- Born: Aida de Freitas Loureiro 4 April 1918 Huíla Province Angola
- Died: 11 November 2011 (Aged 93)
- Other names: Aida de Freitas Loureiro Magro
- Known for: Political prisoner during the Portuguese Estado Novo regime

= Aida Magro =

Portuguese communist and political prisoner

Aida Magro (1918 – 2011) was a Portuguese communist who was a campaigner against the authoritarian Estado Novo regime. She was held as a political prisoner for six years.
==Early life==
Aida de Freitas Loureiro Magro was born in Huíla Province in what at the time was the Portuguese colony of Angola on 4 April 1918. She was the daughter of Benvinda Freitas Loureiro and António Pedro Loureiro. She graduated in chemical engineering from the Industrial Institute of Lisbon where she was a participant in various student struggles. She married a distant cousin, José Magro (1920 – 1980), who was a Portuguese Communist Party (PCP) activist.
==Political life==
Magro joined the PCP in 1942. In 1945, she went underground as a Party official, taking over, among other tasks, the control of the PCP committee for the eastern zone of Lisbon, at the time the most important working area in the city, and contributing to A Voz das Camaradas (The Voices of the Comrades), the magazine for PCP members. Her task in Lisbon represented an unusual level of responsibility for a woman in the PCP of that time. At the end of World War II food was scarce and communists living clandestinely did not have access to rations provided by the state.
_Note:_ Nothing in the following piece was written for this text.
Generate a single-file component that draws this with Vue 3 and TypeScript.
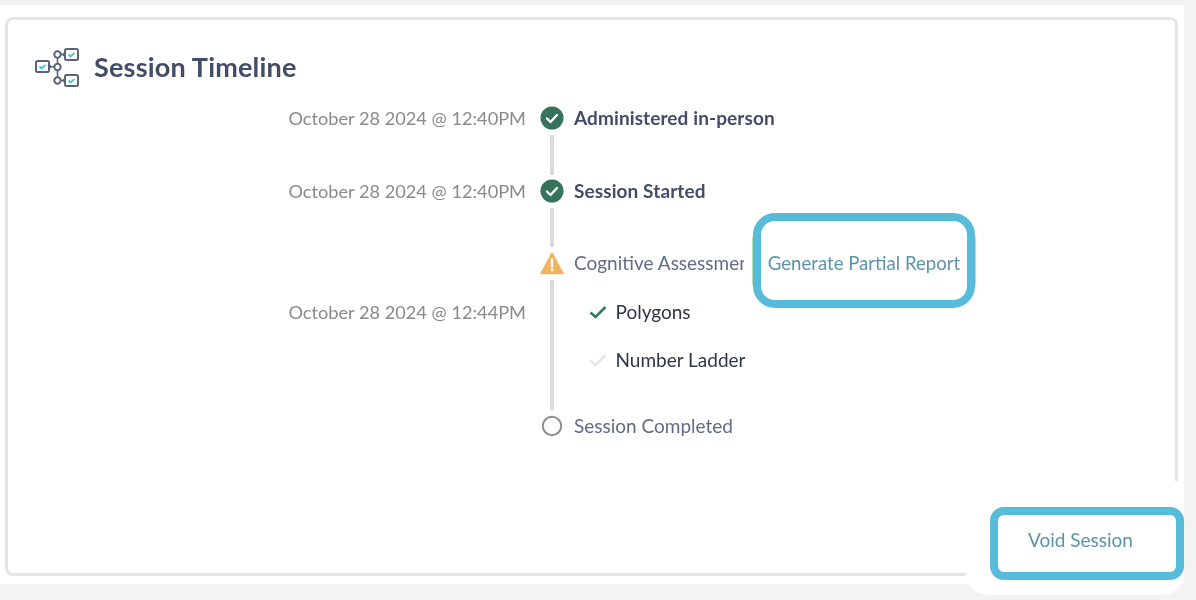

Her family was dependent on financial support from the PCP and had to buy supplies of basic foodstuffs on the black market. When her daughter was nine months old, she was sent to her grandparents, as having a child was not compatible with working clandestinely. Magro lived in 14 different houses and would not see her daughter for 14 years.
==Arrest==
Her husband was arrested in January 1951 and released in 1957. Magro was arrested about one month after her husband was freed in 1957. She was held in isolation in Caxias prison near Lisbon for more than six months. She was formally tried in July 1958 and sentenced to two and a half years imprisonment but was, in fact, not released until February 1963. Meanwhile her husband was arrested again in 1959 and also held in Caxias prison, from where he escaped in 1961, being recaptured in 1962. After her release, Magro started to work in support of political prisoners. Despite having engineering qualifications, she found it very difficult to get work because of her communist connections. She ended up doing "a little bit of everything" in order to survive. She had been placed on parole for three years and was not permitted to leave Lisbon. By the time of her release her husband had again been detained. He would not leave prison until the Estado Novo was overthrown by the Carnation Revolution of 25 April 1974.

After the Carnation Revolution, Aida Magro became a PCP official. She joined the regional organization for Lisbon, working in Sintra as well as at the Party's headquarters. She died on 11 November 2011.